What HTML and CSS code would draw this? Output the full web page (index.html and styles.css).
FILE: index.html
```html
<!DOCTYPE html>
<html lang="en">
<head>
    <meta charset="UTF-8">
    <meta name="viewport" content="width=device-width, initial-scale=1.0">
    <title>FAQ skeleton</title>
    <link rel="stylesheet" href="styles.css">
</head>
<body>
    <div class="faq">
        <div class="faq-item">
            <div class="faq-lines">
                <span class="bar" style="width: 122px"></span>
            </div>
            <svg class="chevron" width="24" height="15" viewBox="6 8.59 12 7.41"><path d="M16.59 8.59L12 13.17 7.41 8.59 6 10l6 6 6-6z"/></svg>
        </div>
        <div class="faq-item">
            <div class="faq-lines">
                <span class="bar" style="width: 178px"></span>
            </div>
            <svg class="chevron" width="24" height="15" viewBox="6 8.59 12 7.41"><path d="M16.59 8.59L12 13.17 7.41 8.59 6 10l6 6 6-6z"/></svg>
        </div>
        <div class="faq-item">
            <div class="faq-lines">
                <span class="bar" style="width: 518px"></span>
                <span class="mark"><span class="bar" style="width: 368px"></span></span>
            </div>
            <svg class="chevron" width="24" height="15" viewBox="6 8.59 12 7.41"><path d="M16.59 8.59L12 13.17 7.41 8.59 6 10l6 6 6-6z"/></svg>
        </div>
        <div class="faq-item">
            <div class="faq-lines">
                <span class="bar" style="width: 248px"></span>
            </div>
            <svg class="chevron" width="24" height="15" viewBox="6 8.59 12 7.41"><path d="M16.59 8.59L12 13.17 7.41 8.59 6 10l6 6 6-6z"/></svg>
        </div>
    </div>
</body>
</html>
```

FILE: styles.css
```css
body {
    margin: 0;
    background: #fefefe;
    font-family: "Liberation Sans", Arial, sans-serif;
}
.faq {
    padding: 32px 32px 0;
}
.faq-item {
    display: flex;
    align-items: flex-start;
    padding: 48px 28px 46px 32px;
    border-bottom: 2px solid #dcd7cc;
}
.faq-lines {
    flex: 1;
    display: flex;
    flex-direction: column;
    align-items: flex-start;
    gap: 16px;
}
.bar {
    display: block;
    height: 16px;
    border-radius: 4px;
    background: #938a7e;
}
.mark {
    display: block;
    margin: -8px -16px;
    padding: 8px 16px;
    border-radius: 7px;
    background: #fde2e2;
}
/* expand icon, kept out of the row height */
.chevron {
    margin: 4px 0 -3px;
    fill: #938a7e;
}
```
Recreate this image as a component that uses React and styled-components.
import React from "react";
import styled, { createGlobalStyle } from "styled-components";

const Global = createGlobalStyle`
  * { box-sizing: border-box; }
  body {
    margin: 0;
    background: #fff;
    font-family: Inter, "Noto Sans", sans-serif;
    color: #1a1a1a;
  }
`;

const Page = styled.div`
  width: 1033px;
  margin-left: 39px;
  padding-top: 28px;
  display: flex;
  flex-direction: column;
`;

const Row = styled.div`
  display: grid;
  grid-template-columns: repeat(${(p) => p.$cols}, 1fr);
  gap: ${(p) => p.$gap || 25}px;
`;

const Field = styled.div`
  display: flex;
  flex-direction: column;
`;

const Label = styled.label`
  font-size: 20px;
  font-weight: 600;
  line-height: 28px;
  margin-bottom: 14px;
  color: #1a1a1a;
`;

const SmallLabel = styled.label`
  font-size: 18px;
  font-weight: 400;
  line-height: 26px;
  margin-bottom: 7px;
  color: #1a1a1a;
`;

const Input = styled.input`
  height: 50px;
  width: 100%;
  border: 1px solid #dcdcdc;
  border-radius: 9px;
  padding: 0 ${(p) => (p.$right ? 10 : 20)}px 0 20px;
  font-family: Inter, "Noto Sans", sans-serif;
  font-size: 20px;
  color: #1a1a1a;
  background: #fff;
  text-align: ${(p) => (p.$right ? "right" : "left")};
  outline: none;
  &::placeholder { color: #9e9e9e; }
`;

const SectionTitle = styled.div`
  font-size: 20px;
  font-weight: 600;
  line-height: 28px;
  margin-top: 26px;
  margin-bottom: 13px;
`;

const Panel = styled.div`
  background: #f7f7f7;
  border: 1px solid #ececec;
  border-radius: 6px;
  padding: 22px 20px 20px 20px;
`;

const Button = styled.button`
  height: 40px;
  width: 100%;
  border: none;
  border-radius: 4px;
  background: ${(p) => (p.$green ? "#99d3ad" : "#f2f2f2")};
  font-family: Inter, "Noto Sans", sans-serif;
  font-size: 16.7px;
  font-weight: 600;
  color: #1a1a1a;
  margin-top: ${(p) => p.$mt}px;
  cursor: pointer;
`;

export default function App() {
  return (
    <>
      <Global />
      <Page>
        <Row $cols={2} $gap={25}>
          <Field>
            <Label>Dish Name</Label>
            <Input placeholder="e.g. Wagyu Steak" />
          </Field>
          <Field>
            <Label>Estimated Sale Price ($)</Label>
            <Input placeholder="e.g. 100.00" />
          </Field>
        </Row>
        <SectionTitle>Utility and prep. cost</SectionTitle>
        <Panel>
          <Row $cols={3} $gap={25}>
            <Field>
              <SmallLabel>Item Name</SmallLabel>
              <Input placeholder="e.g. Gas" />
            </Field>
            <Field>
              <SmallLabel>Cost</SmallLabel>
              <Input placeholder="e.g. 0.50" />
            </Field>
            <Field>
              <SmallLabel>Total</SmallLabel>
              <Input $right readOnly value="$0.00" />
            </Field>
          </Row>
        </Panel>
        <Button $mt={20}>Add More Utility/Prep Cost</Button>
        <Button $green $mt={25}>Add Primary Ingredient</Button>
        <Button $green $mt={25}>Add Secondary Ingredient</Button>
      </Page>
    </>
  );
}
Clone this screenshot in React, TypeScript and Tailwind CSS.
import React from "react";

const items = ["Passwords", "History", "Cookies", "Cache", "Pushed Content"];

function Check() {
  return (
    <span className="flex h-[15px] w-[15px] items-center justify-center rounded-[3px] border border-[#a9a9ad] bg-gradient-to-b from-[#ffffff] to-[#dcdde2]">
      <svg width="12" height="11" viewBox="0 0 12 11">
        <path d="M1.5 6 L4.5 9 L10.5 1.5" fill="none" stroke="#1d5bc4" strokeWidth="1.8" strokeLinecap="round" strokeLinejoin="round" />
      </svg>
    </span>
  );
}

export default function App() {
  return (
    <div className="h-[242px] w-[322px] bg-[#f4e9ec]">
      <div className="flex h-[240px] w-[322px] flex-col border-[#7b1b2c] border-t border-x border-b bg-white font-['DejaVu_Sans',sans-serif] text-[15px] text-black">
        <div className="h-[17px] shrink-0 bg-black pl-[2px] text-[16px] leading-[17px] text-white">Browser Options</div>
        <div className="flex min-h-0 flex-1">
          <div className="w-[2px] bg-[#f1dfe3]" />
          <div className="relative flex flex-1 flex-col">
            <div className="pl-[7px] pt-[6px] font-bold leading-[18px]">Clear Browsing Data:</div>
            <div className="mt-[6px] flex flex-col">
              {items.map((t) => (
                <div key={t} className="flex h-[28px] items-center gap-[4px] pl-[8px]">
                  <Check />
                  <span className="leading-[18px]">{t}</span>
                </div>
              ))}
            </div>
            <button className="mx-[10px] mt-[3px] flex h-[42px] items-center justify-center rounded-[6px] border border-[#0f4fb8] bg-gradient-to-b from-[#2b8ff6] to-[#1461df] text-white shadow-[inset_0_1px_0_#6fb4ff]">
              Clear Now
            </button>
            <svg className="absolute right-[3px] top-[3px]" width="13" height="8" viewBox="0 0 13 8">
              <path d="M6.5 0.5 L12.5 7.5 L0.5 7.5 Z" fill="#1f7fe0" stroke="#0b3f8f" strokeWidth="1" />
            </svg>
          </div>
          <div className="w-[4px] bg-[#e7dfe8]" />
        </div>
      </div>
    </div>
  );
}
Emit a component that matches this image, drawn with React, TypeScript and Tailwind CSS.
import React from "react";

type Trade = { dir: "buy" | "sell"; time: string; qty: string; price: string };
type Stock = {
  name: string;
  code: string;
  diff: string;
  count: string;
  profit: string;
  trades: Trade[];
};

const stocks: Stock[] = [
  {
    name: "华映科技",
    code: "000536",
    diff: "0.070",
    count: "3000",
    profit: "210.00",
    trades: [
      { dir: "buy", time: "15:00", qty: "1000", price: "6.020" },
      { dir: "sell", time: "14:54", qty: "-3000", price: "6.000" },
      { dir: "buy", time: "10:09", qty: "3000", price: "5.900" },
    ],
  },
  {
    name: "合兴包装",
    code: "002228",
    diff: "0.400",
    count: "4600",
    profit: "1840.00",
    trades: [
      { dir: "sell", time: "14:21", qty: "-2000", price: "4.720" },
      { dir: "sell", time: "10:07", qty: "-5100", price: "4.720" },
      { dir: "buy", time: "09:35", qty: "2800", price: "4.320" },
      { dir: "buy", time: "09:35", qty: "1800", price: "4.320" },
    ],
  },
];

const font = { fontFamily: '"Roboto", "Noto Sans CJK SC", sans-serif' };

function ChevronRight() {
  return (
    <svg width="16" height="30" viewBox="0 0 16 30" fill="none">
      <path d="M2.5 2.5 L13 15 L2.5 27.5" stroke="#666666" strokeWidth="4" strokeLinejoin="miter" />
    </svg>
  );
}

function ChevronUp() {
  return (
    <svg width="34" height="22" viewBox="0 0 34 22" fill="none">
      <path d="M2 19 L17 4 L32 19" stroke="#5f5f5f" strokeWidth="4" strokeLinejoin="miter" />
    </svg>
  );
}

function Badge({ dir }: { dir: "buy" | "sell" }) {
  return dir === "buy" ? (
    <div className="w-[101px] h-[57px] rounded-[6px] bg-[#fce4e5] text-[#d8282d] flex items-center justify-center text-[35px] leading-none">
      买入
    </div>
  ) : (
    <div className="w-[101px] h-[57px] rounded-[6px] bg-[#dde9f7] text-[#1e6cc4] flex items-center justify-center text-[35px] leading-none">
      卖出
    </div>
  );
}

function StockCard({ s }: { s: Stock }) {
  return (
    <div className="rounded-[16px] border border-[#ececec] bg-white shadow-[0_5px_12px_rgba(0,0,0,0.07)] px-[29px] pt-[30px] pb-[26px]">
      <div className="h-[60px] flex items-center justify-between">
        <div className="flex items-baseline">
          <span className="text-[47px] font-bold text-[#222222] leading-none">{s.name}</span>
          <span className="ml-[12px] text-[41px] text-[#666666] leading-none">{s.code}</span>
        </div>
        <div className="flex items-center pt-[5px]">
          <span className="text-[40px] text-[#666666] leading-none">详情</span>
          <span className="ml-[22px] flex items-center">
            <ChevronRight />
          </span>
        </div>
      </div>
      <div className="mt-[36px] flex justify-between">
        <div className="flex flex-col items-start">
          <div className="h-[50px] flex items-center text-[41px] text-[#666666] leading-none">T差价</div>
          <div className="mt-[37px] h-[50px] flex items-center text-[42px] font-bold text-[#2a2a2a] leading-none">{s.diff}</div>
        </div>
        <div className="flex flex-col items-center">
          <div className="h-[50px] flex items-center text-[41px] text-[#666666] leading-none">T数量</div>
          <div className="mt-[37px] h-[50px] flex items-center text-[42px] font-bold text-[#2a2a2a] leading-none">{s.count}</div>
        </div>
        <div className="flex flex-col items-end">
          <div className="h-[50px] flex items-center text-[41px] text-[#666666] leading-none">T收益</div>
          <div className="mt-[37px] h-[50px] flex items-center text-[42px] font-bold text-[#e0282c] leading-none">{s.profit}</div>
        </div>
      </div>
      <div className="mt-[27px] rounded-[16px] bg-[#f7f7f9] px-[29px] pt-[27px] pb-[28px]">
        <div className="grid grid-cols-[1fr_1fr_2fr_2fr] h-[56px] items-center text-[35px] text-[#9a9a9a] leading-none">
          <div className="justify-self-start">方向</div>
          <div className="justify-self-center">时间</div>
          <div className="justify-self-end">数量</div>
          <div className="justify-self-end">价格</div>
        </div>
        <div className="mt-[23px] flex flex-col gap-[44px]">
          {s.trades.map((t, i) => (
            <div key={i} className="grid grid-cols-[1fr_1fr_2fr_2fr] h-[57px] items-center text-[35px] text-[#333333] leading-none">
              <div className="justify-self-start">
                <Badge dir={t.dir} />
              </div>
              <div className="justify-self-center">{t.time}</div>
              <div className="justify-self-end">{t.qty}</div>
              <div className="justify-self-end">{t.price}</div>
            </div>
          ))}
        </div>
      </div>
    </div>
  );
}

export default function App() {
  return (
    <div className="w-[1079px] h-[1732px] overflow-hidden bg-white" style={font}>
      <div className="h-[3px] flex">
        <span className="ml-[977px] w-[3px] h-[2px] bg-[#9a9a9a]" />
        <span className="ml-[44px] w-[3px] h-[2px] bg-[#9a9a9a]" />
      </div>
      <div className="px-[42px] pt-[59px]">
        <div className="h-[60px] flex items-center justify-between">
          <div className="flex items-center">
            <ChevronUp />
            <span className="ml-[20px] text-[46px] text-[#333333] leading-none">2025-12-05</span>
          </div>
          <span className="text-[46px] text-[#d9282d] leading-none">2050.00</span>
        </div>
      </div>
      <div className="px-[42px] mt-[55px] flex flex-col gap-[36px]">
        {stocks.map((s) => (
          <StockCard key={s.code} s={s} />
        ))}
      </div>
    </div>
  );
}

★ ★ ★ ★ ★ ★ ★

Lines from the records above that hold "this" are the ones to list.

What HTML and CSS code would draw this? Output the full web page (index.html and styles.css).
Recreate this image as a component that uses React and styled-components.
Clone this screenshot in React, TypeScript and Tailwind CSS.
Emit a component that matches this image, drawn with React, TypeScript and Tailwind CSS.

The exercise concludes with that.